La collaboration internationale qui s’ébauche pour construire la Carte du ciel repose sur le respect scrupuleux des directives dictées lors des différentes conférences qui se réunissent en 1887, 1889 et 1891. Les décisions prises fixent les règles, décrivent les pratiques et arrêtent les modes opératoires. L’ensemble est destiné à répéter le même geste dans chaque observatoire et à uniformiser les actes.
Les différents directeurs des observatoires participant à l’entreprise de la Carte du ciel et siégeant dans les différentes commissions de la conférence internationale mesurent rapidement l’impasse pratique que constituerait une trop grande fermeté dans la diffusion des normes prescriptives. Ils décident donc en 1892 de faire paraître un bulletin de liaison. Celui-ci rassemble les mémoires et les renseignements utiles pour discuter des règles et de leurs assouplissements pratiques.

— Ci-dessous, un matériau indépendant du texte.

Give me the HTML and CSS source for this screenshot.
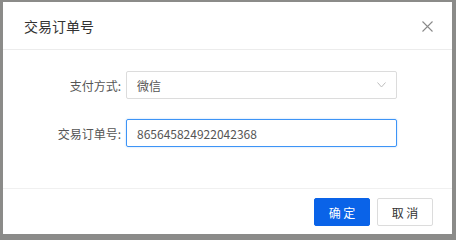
FILE: index.html
```html
<!DOCTYPE html>
<html lang="zh">
<head>
<meta charset="utf-8">
<link rel="stylesheet" href="styles.css">
</head>
<body>
<div class="dialog">
  <div class="header">
    <span class="title">交易订单号</span>
    <span class="close">
      <svg width="11" height="11" viewBox="0 0 11 11"><path d="M0.5 0.5L10.5 10.5M10.5 0.5L0.5 10.5" stroke="#8a8a8a" stroke-width="1.1" fill="none"/></svg>
    </span>
  </div>
  <div class="content">
    <div class="row">
      <label class="label">支付方式:</label>
      <div class="control select">
        <span>微信</span>
        <svg class="chev" width="9" height="6" viewBox="0 0 9 6"><path d="M0.5 0.5L4.5 5L8.5 0.5" stroke="#bdbdbd" stroke-width="1" fill="none"/></svg>
      </div>
    </div>
    <div class="row">
      <label class="label">交易订单号:</label>
      <div class="control input">865645824922042368</div>
    </div>
  </div>
  <div class="footer">
    <button class="btn primary">确 定</button>
    <button class="btn">取 消</button>
  </div>
</div>
</body>
</html>
```
FILE: styles.css
```css
*, *::before, *::after {
  box-sizing: border-box;
}
html, body {
  margin: 0;
  padding: 0;
}
body {
  background: #8b8b89;
  width: 456px;
  height: 237px;
  padding: 2px 0 0 3px;
  font-family: "Noto Sans CJK SC", "Noto Sans", sans-serif;
  font-size: 12px;
  color: #555;
}
.dialog {
  width: 449px;
  height: 232px;
  background: #fff;
  display: flex;
  flex-direction: column;
}
.header {
  height: 48px;
  border-bottom: 1px solid #ececec;
  display: flex;
  align-items: center;
  justify-content: space-between;
  padding: 0 19px 0 21px;
  flex: none;
}
.title {
  font-size: 14px;
  color: #333;
}
.close {
  display: flex;
  margin-top: 1px;
}
.content {
  flex: 1;
  padding-top: 21px;
  display: flex;
  flex-direction: column;
  gap: 20px;
}
.row {
  display: flex;
  align-items: center;
}
.label {
  width: 118px;
  text-align: right;
  margin-right: 5px;
  color: #555;
}
.control {
  width: 271px;
  height: 28px;
  border: 1px solid #dcdcdc;
  border-radius: 2px;
  display: flex;
  align-items: center;
  padding: 0 10px;
  color: #555;
}
.select {
  justify-content: space-between;
}
.input {
  border-color: #3d94f6;
  box-shadow: 0 0 2px rgba(61, 148, 246, 0.4);
}
.footer {
  flex: none;
  height: 46px;
  border-top: 1px solid #f0f0f0;
  display: flex;
  justify-content: flex-end;
  align-items: flex-start;
  padding: 9px 19px 0 0;
  gap: 7px;
}
.btn {
  width: 56px;
  height: 28px;
  border: 1px solid #dcdcdc;
  border-radius: 2px;
  background: #fff;
  color: #333;
  font-family: "Noto Sans CJK SC", sans-serif;
  font-size: 12px;
  padding: 0;
}
.btn.primary {
  background: #0a63e8;
  border-color: #0a63e8;
  color: #fff;
}
```
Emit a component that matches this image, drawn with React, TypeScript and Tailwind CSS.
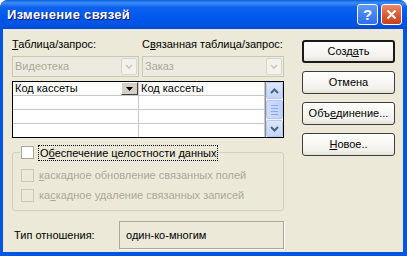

Ce forum informel permet de faire circuler dans la communauté des astronomes les questionnements les plus divers et infléchit sensiblement la rigidité directive des premières conférences.
Obsolescence programmée
La Carte du ciel est, paradoxalement, un projet quasiment dépassé avant même d’être lancé. En effet, c’est le secteur de la spectroscopie (permettant de connaître la composition chimique des astres) qui va ouvrir la voie à l’astrophysique du xxe siècle. L’inventaire photographique, rapidement obsolète dans l’astronomie d’après 1900, est en outre particulièrement chronophage pour les observatoires engagés. Si bien que, en 1970, l’assemblée générale de l’Union astronomique internationale suspend le projet. Il reste donc officiellement inachevé ; l’objectif initialement envisagé – Mouchez imaginait achever l’ensemble en 10 ou 20 années maximum – n’a pu être respecté.
Les programmes d’inventaire stellaire ne seront pas condamnés pour autant. Le satellite Hipparcos, lancé en 1989 par l’Agence spatiale européenne (ESA), visait précisément à mesurer la position, le mouvement propre et la magnitude de 118 219 étoiles.